- [Task instructions]:
Please transcribe the data that follows without the pictures, keeping every word the same.

- [Information shown]:

** START **

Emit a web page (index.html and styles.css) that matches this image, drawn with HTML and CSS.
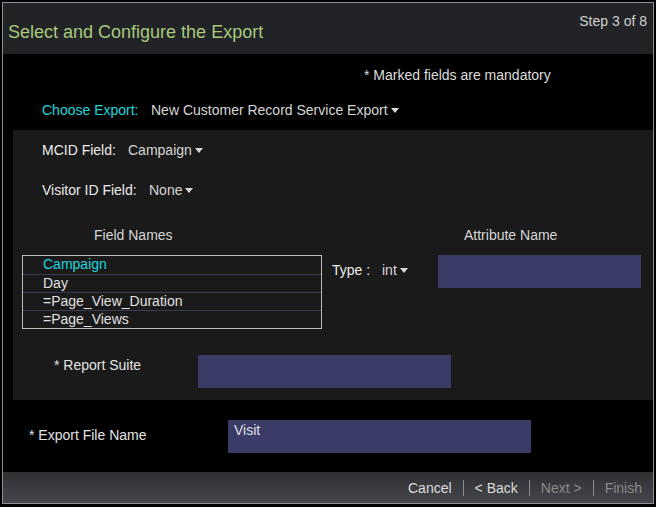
FILE: index.html
```html
<!DOCTYPE html>
<html>
<head>
<meta charset="utf-8">
<link rel="stylesheet" href="styles.css">
</head>
<body>
<div class="frame">
  <header class="header">
    <h1 class="title">Select and Configure the Export</h1>
    <div class="step">Step 3 of 8</div>
  </header>
  <main class="main">
    <div class="mandatory">* Marked fields are mandatory</div>
    <div class="choose">
      <span class="choose-label">Choose Export:</span>
      <span class="dropdown">New Customer Record Service Export<span class="caret"></span></span>
    </div>
    <section class="panel">
      <div class="field mcid">
        <span class="label">MCID Field:</span>
        <span class="dropdown">Campaign<span class="caret"></span></span>
      </div>
      <div class="field visitor">
        <span class="label">Visitor ID Field:</span>
        <span class="dropdown">None<span class="caret"></span></span>
      </div>
      <div class="col-heads">
        <span class="head-fields">Field Names</span>
        <span class="head-attr">Attribute Name</span>
      </div>
      <div class="mapping">
        <ul class="list">
          <li class="selected">Campaign</li>
          <li>Day</li>
          <li>=Page_View_Duration</li>
          <li>=Page_Views</li>
        </ul>
        <div class="type">
          <span class="type-label">Type :</span>
          <span class="dropdown">int<span class="caret"></span></span>
        </div>
        <div class="input attr-input"></div>
      </div>
      <div class="suite">
        <span class="suite-label">* Report Suite</span>
        <div class="input suite-input"></div>
      </div>
    </section>
    <div class="filename">
      <span class="filename-label">* Export File Name</span>
      <div class="input filename-input">Visit</div>
    </div>
  </main>
  <footer class="footer">
    <span class="btn">Cancel</span>
    <span class="sep"></span>
    <span class="btn">&lt; Back</span>
    <span class="sep"></span>
    <span class="btn disabled">Next &gt;</span>
    <span class="sep"></span>
    <span class="btn disabled">Finish</span>
  </footer>
</div>
</body>
</html>
```
FILE: styles.css
```css
html, body {
  margin: 0;
  padding: 0;
  background: #000;
}
body {
  font-family: "Liberation Sans", Arial, sans-serif;
  font-size: 14px;
  color: #e2e2e2;
}
.frame {
  margin: 2px;
  width: 650px;
  height: 500px;
  border: 1px solid #8e8e8e;
  background: #000;
  display: flex;
  flex-direction: column;
}
.header {
  height: 51px;
  background: #222327;
  display: flex;
  justify-content: space-between;
  align-items: flex-start;
}
.title {
  margin: 0;
  padding: 17px 0 0 5px;
  font-size: 18px;
  line-height: 24px;
  font-weight: normal;
  color: #a8c97b;
}
.step {
  padding: 10px 6px 0 0;
  font-size: 14px;
  line-height: 16px;
  color: #d0d0d0;
}
.main {
  flex: 1;
  display: flex;
  flex-direction: column;
}
.mandatory {
  margin-top: 11px;
  padding-left: 361px;
  line-height: 20px;
  color: #dcdcdc;
}
.choose {
  margin-top: 15px;
  padding-left: 39px;
  line-height: 20px;
  display: flex;
}
.choose-label {
  color: #1fd6de;
  width: 109px;
}
.dropdown {
  color: #d6d6d6;
  display: inline-flex;
  align-items: center;
}
.caret {
  display: inline-block;
  margin-left: 3px;
  width: 0;
  height: 0;
  border-left: 4px solid transparent;
  border-right: 4px solid transparent;
  border-top: 5px solid #d8d8d8;
}
.panel {
  margin: 10px 0 0 10px;
  height: 270px;
  background: #1a1a1a;
  display: flex;
  flex-direction: column;
}
.field {
  display: flex;
  line-height: 20px;
  padding-left: 29px;
}
.label {
  color: #ececec;
}
.mcid {
  margin-top: 10px;
}
.mcid .label {
  width: 86px;
}
.visitor {
  margin-top: 20px;
}
.visitor .label {
  width: 107px;
}
.col-heads {
  margin-top: 25px;
  line-height: 20px;
  display: flex;
  color: #d6d6d6;
}
.head-fields {
  padding-left: 81px;
  width: 370px;
}
.head-attr {
  padding-left: 0;
}
.mapping {
  margin-top: 10px;
  padding-left: 9px;
  display: flex;
  align-items: flex-start;
}
.list {
  margin: 0;
  padding: 0;
  list-style: none;
  width: 298px;
  border: 1px solid #bdbdbd;
}
.list li {
  height: 17px;
  line-height: 17px;
  padding-left: 20px;
  border-top: 1px solid #3c3b52;
  color: #e0e0e0;
}
.list li:first-child {
  border-top: none;
  height: 18px;
}
.list li.selected {
  color: #1fd6de;
}
.type {
  margin-left: 10px;
  margin-top: 5px;
  line-height: 20px;
  display: flex;
  width: 106px;
}
.type-label {
  color: #ececec;
  width: 50px;
}
.input {
  background: #3b3b67;
  height: 33px;
  box-sizing: border-box;
}
.attr-input {
  width: 203px;
}
.suite {
  margin-top: 26px;
  display: flex;
  align-items: flex-start;
}
.suite-label {
  padding-left: 41px;
  width: 144px;
  margin-top: 0;
  line-height: 20px;
}
.suite-input {
  width: 253px;
}
.filename {
  margin-top: 20px;
  display: flex;
  align-items: flex-start;
}
.filename-label {
  padding-left: 26px;
  width: 199px;
  margin-top: 5px;
  line-height: 20px;
}
.filename-input {
  width: 303px;
  padding: 2px 0 0 6px;
  line-height: 16px;
  color: #e0e0e0;
}
.footer {
  height: 31px;
  background: linear-gradient(#2f3034, #46474c);
  display: flex;
  justify-content: flex-end;
  align-items: center;
  padding-right: 11px;
  gap: 11px;
}
.btn {
  color: #dcdcdc;
  line-height: 20px;
}
.btn.disabled {
  color: #8a8a8a;
}
.sep {
  width: 1px;
  height: 16px;
  background: #8c8c8c;
}
```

** END **

- [Solved exercise]:
Emit a web page (index.html and styles.css) that matches this image, drawn with HTML and CSS.
FILE: index.html
```html
<!DOCTYPE html>
<html>
<head>
<meta charset="utf-8">
<link rel="stylesheet" href="styles.css">
</head>
<body>
<div class="frame">
  <header class="header">
    <h1 class="title">Select and Configure the Export</h1>
    <div class="step">Step 3 of 8</div>
  </header>
  <main class="main">
    <div class="mandatory">* Marked fields are mandatory</div>
    <div class="choose">
      <span class="choose-label">Choose Export:</span>
      <span class="dropdown">New Customer Record Service Export<span class="caret"></span></span>
    </div>
    <section class="panel">
      <div class="field mcid">
        <span class="label">MCID Field:</span>
        <span class="dropdown">Campaign<span class="caret"></span></span>
      </div>
      <div class="field visitor">
        <span class="label">Visitor ID Field:</span>
        <span class="dropdown">None<span class="caret"></span></span>
      </div>
      <div class="col-heads">
        <span class="head-fields">Field Names</span>
        <span class="head-attr">Attribute Name</span>
      </div>
      <div class="mapping">
        <ul class="list">
          <li class="selected">Campaign</li>
          <li>Day</li>
          <li>=Page_View_Duration</li>
          <li>=Page_Views</li>
        </ul>
        <div class="type">
          <span class="type-label">Type :</span>
          <span class="dropdown">int<span class="caret"></span></span>
        </div>
        <div class="input attr-input"></div>
      </div>
      <div class="suite">
        <span class="suite-label">* Report Suite</span>
        <div class="input suite-input"></div>
      </div>
    </section>
    <div class="filename">
      <span class="filename-label">* Export File Name</span>
      <div class="input filename-input">Visit</div>
    </div>
  </main>
  <footer class="footer">
    <span class="btn">Cancel</span>
    <span class="sep"></span>
    <span class="btn">&lt; Back</span>
    <span class="sep"></span>
    <span class="btn disabled">Next &gt;</span>
    <span class="sep"></span>
    <span class="btn disabled">Finish</span>
  </footer>
</div>
</body>
</html>
```
FILE: styles.css
```css
html, body {
  margin: 0;
  padding: 0;
  background: #000;
}
body {
  font-family: "Liberation Sans", Arial, sans-serif;
  font-size: 14px;
  color: #e2e2e2;
}
.frame {
  margin: 2px;
  width: 650px;
  height: 500px;
  border: 1px solid #8e8e8e;
  background: #000;
  display: flex;
  flex-direction: column;
}
.header {
  height: 51px;
  background: #222327;
  display: flex;
  justify-content: space-between;
  align-items: flex-start;
}
.title {
  margin: 0;
  padding: 17px 0 0 5px;
  font-size: 18px;
  line-height: 24px;
  font-weight: normal;
  color: #a8c97b;
}
.step {
  padding: 10px 6px 0 0;
  font-size: 14px;
  line-height: 16px;
  color: #d0d0d0;
}
.main {
  flex: 1;
  display: flex;
  flex-direction: column;
}
.mandatory {
  margin-top: 11px;
  padding-left: 361px;
  line-height: 20px;
  color: #dcdcdc;
}
.choose {
  margin-top: 15px;
  padding-left: 39px;
  line-height: 20px;
  display: flex;
}
.choose-label {
  color: #1fd6de;
  width: 109px;
}
.dropdown {
  color: #d6d6d6;
  display: inline-flex;
  align-items: center;
}
.caret {
  display: inline-block;
  margin-left: 3px;
  width: 0;
  height: 0;
  border-left: 4px solid transparent;
  border-right: 4px solid transparent;
  border-top: 5px solid #d8d8d8;
}
.panel {
  margin: 10px 0 0 10px;
  height: 270px;
  background: #1a1a1a;
  display: flex;
  flex-direction: column;
}
.field {
  display: flex;
  line-height: 20px;
  padding-left: 29px;
}
.label {
  color: #ececec;
}
.mcid {
  margin-top: 10px;
}
.mcid .label {
  width: 86px;
}
.visitor {
  margin-top: 20px;
}
.visitor .label {
  width: 107px;
}
.col-heads {
  margin-top: 25px;
  line-height: 20px;
  display: flex;
  color: #d6d6d6;
}
.head-fields {
  padding-left: 81px;
  width: 370px;
}
.head-attr {
  padding-left: 0;
}
.mapping {
  margin-top: 10px;
  padding-left: 9px;
  display: flex;
  align-items: flex-start;
}
.list {
  margin: 0;
  padding: 0;
  list-style: none;
  width: 298px;
  border: 1px solid #bdbdbd;
}
.list li {
  height: 17px;
  line-height: 17px;
  padding-left: 20px;
  border-top: 1px solid #3c3b52;
  color: #e0e0e0;
}
.list li:first-child {
  border-top: none;
  height: 18px;
}
.list li.selected {
  color: #1fd6de;
}
.type {
  margin-left: 10px;
  margin-top: 5px;
  line-height: 20px;
  display: flex;
  width: 106px;
}
.type-label {
  color: #ececec;
  width: 50px;
}
.input {
  background: #3b3b67;
  height: 33px;
  box-sizing: border-box;
}
.attr-input {
  width: 203px;
}
.suite {
  margin-top: 26px;
  display: flex;
  align-items: flex-start;
}
.suite-label {
  padding-left: 41px;
  width: 144px;
  margin-top: 0;
  line-height: 20px;
}
.suite-input {
  width: 253px;
}
.filename {
  margin-top: 20px;
  display: flex;
  align-items: flex-start;
}
.filename-label {
  padding-left: 26px;
  width: 199px;
  margin-top: 5px;
  line-height: 20px;
}
.filename-input {
  width: 303px;
  padding: 2px 0 0 6px;
  line-height: 16px;
  color: #e0e0e0;
}
.footer {
  height: 31px;
  background: linear-gradient(#2f3034, #46474c);
  display: flex;
  justify-content: flex-end;
  align-items: center;
  padding-right: 11px;
  gap: 11px;
}
.btn {
  color: #dcdcdc;
  line-height: 20px;
}
.btn.disabled {
  color: #8a8a8a;
}
.sep {
  width: 1px;
  height: 16px;
  background: #8c8c8c;
}
```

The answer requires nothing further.